### What you are asked to do:
Without including any images, repeat the data exactly.

### Data provided:
+ + + + + + +

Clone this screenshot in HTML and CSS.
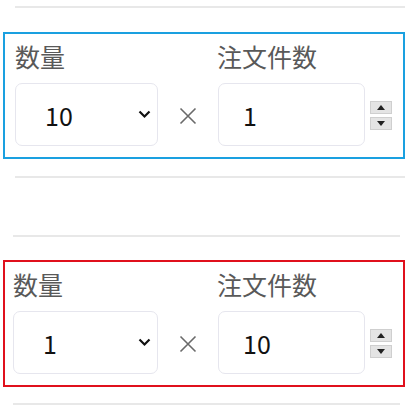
FILE: index.html
```html
<html>
  <head>
    <title>注文数量</title>
    <link rel="stylesheet" href="styles.css">
  </head>
  <body>
    <div class="order-list">
      <hr class="sep sep-top">

      <div class="qty-box qty-box-active">
        <span class="qty-label">数量</span>
        <span class="qty-label qty-label-count">注文件数</span>

        <div class="qty-select">
          <span class="qty-value">10</span>
          <svg class="chevron" width="13" height="9" viewBox="0 0 13 9">
            <path d="M1.5 1.5 L6.5 6.5 L11.5 1.5" fill="none" stroke="#111" stroke-width="2.2"/>
          </svg>
        </div>
        <div class="qty-times">
          <svg width="18" height="18" viewBox="0 0 18 18">
            <path d="M1.5 1.5 L16.5 16.5 M16.5 1.5 L1.5 16.5" stroke="#6a6a6a" stroke-width="1.6"/>
          </svg>
        </div>
        <div class="qty-input"><span class="qty-value">1</span></div>
        <div class="spinner">
          <span class="spin-btn spin-up"><svg width="8" height="5" viewBox="0 0 8 5"><path d="M0 5 L4 0 L8 5 Z" fill="#222"/></svg></span>
          <span class="spin-btn spin-down"><svg width="8" height="5" viewBox="0 0 8 5"><path d="M0 0 L4 5 L8 0 Z" fill="#222"/></svg></span>
        </div>
      </div>

      <hr class="sep sep-mid">
      <div class="blank-row"></div>
      <hr class="sep sep-low">

      <div class="qty-box qty-box-error">
        <span class="qty-label">数量</span>
        <span class="qty-label qty-label-count">注文件数</span>

        <div class="qty-select">
          <span class="qty-value">1</span>
          <svg class="chevron" width="13" height="9" viewBox="0 0 13 9">
            <path d="M1.5 1.5 L6.5 6.5 L11.5 1.5" fill="none" stroke="#111" stroke-width="2.2"/>
          </svg>
        </div>
        <div class="qty-times">
          <svg width="18" height="18" viewBox="0 0 18 18">
            <path d="M1.5 1.5 L16.5 16.5 M16.5 1.5 L1.5 16.5" stroke="#6a6a6a" stroke-width="1.6"/>
          </svg>
        </div>
        <div class="qty-input"><span class="qty-value">10</span></div>
        <div class="spinner">
          <span class="spin-btn spin-up"><svg width="8" height="5" viewBox="0 0 8 5"><path d="M0 5 L4 0 L8 5 Z" fill="#222"/></svg></span>
          <span class="spin-btn spin-down"><svg width="8" height="5" viewBox="0 0 8 5"><path d="M0 0 L4 5 L8 0 Z" fill="#222"/></svg></span>
        </div>
      </div>

      <hr class="sep sep-bottom">
    </div>
  </body>
</html>
```

FILE: styles.css
```css
body {
  margin: 0;
  background-color: #ffffff;
  font-family: "Noto Sans CJK JP", "Noto Sans", sans-serif;
}

.order-list {
  display: flex;
  flex-direction: column;
  width: 410px;
}

.sep {
  border: none;
  border-top: 2px solid #e8e8e8;
  margin: 0;
  height: 0;
}

.sep-top {
  margin-top: 6px;
  margin-left: 15px;
  margin-right: 5px;
}

.sep-mid {
  margin-top: 17px;
  margin-left: 15px;
  margin-right: 5px;
}

.blank-row {
  height: 57px;
}

.sep-low {
  margin-left: 13px;
  margin-right: 10px;
}

.sep-bottom {
  margin-top: 16px;
  margin-left: 13px;
  margin-right: 10px;
}

.qty-box {
  display: grid;
  grid-template-columns: 143px 60px 147px 22px;
  grid-template-rows: 34px 63px;
  row-gap: 10px;
  column-gap: 0;
  align-items: center;
  box-sizing: border-box;
  width: 402px;
  height: 127px;
  margin-left: 3px;
  padding: 5px 10px 11px 10px;
  border: 2px solid #1aa0e0;

  .qty-label {
    grid-row: 1;
    grid-column: 1;
    font-size: 25px;
    line-height: 34px;
    color: #595959;
  }

  .qty-label-count {
    grid-column: 3;
    margin-left: -1px;
  }

  .qty-select,
  .qty-input {
    grid-row: 2;
    box-sizing: border-box;
    height: 63px;
    display: flex;
    align-items: center;
    border: 1px solid #e6e6ee;
    border-radius: 7px;
  }

  .qty-select {
    grid-column: 1;
    padding-left: 29px;
    padding-right: 6px;
    justify-content: space-between;
  }

  .qty-input {
    grid-column: 3;
    padding-left: 24px;
  }

  .qty-value {
    font-size: 25px;
    color: #111111;
  }

  .qty-times {
    grid-row: 2;
    grid-column: 2;
    display: flex;
    justify-content: center;
    padding-top: 2px;
  }

  .spinner {
    grid-row: 2;
    grid-column: 4;
    display: flex;
    flex-direction: column;
    gap: 3px;
    margin-left: 5px;
    margin-top: 1px;
  }

  .spin-btn {
    box-sizing: border-box;
    display: flex;
    align-items: center;
    justify-content: center;
    width: 22px;
    height: 13px;
    background-color: #e4e4e4;
    border: 1px solid #cfcfcf;
  }
}

.qty-box-active {
  margin-top: 24px;
}

.qty-box-error {
  margin-top: 23px;
  border-color: #e0101c;

  .qty-label {
    margin-left: -2px;
  }

  .qty-label-count {
    margin-left: -1px;
  }

  .qty-select {
    margin-left: -2px;
    width: 145px;
  }
}
```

+ + + + + + +

### Exercise solution:
Clone this screenshot in HTML and CSS.
FILE: index.html
```html
<html>
  <head>
    <title>注文数量</title>
    <link rel="stylesheet" href="styles.css">
  </head>
  <body>
    <div class="order-list">
      <hr class="sep sep-top">

      <div class="qty-box qty-box-active">
        <span class="qty-label">数量</span>
        <span class="qty-label qty-label-count">注文件数</span>

        <div class="qty-select">
          <span class="qty-value">10</span>
          <svg class="chevron" width="13" height="9" viewBox="0 0 13 9">
            <path d="M1.5 1.5 L6.5 6.5 L11.5 1.5" fill="none" stroke="#111" stroke-width="2.2"/>
          </svg>
        </div>
        <div class="qty-times">
          <svg width="18" height="18" viewBox="0 0 18 18">
            <path d="M1.5 1.5 L16.5 16.5 M16.5 1.5 L1.5 16.5" stroke="#6a6a6a" stroke-width="1.6"/>
          </svg>
        </div>
        <div class="qty-input"><span class="qty-value">1</span></div>
        <div class="spinner">
          <span class="spin-btn spin-up"><svg width="8" height="5" viewBox="0 0 8 5"><path d="M0 5 L4 0 L8 5 Z" fill="#222"/></svg></span>
          <span class="spin-btn spin-down"><svg width="8" height="5" viewBox="0 0 8 5"><path d="M0 0 L4 5 L8 0 Z" fill="#222"/></svg></span>
        </div>
      </div>

      <hr class="sep sep-mid">
      <div class="blank-row"></div>
      <hr class="sep sep-low">

      <div class="qty-box qty-box-error">
        <span class="qty-label">数量</span>
        <span class="qty-label qty-label-count">注文件数</span>

        <div class="qty-select">
          <span class="qty-value">1</span>
          <svg class="chevron" width="13" height="9" viewBox="0 0 13 9">
            <path d="M1.5 1.5 L6.5 6.5 L11.5 1.5" fill="none" stroke="#111" stroke-width="2.2"/>
          </svg>
        </div>
        <div class="qty-times">
          <svg width="18" height="18" viewBox="0 0 18 18">
            <path d="M1.5 1.5 L16.5 16.5 M16.5 1.5 L1.5 16.5" stroke="#6a6a6a" stroke-width="1.6"/>
          </svg>
        </div>
        <div class="qty-input"><span class="qty-value">10</span></div>
        <div class="spinner">
          <span class="spin-btn spin-up"><svg width="8" height="5" viewBox="0 0 8 5"><path d="M0 5 L4 0 L8 5 Z" fill="#222"/></svg></span>
          <span class="spin-btn spin-down"><svg width="8" height="5" viewBox="0 0 8 5"><path d="M0 0 L4 5 L8 0 Z" fill="#222"/></svg></span>
        </div>
      </div>

      <hr class="sep sep-bottom">
    </div>
  </body>
</html>
```

FILE: styles.css
```css
body {
  margin: 0;
  background-color: #ffffff;
  font-family: "Noto Sans CJK JP", "Noto Sans", sans-serif;
}

.order-list {
  display: flex;
  flex-direction: column;
  width: 410px;
}

.sep {
  border: none;
  border-top: 2px solid #e8e8e8;
  margin: 0;
  height: 0;
}

.sep-top {
  margin-top: 6px;
  margin-left: 15px;
  margin-right: 5px;
}

.sep-mid {
  margin-top: 17px;
  margin-left: 15px;
  margin-right: 5px;
}

.blank-row {
  height: 57px;
}

.sep-low {
  margin-left: 13px;
  margin-right: 10px;
}

.sep-bottom {
  margin-top: 16px;
  margin-left: 13px;
  margin-right: 10px;
}

.qty-box {
  display: grid;
  grid-template-columns: 143px 60px 147px 22px;
  grid-template-rows: 34px 63px;
  row-gap: 10px;
  column-gap: 0;
  align-items: center;
  box-sizing: border-box;
  width: 402px;
  height: 127px;
  margin-left: 3px;
  padding: 5px 10px 11px 10px;
  border: 2px solid #1aa0e0;

  .qty-label {
    grid-row: 1;
    grid-column: 1;
    font-size: 25px;
    line-height: 34px;
    color: #595959;
  }

  .qty-label-count {
    grid-column: 3;
    margin-left: -1px;
  }

  .qty-select,
  .qty-input {
    grid-row: 2;
    box-sizing: border-box;
    height: 63px;
    display: flex;
    align-items: center;
    border: 1px solid #e6e6ee;
    border-radius: 7px;
  }

  .qty-select {
    grid-column: 1;
    padding-left: 29px;
    padding-right: 6px;
    justify-content: space-between;
  }

  .qty-input {
    grid-column: 3;
    padding-left: 24px;
  }

  .qty-value {
    font-size: 25px;
    color: #111111;
  }

  .qty-times {
    grid-row: 2;
    grid-column: 2;
    display: flex;
    justify-content: center;
    padding-top: 2px;
  }

  .spinner {
    grid-row: 2;
    grid-column: 4;
    display: flex;
    flex-direction: column;
    gap: 3px;
    margin-left: 5px;
    margin-top: 1px;
  }

  .spin-btn {
    box-sizing: border-box;
    display: flex;
    align-items: center;
    justify-content: center;
    width: 22px;
    height: 13px;
    background-color: #e4e4e4;
    border: 1px solid #cfcfcf;
  }
}

.qty-box-active {
  margin-top: 24px;
}

.qty-box-error {
  margin-top: 23px;
  border-color: #e0101c;

  .qty-label {
    margin-left: -2px;
  }

  .qty-label-count {
    margin-left: -1px;
  }

  .qty-select {
    margin-left: -2px;
    width: 145px;
  }
}
```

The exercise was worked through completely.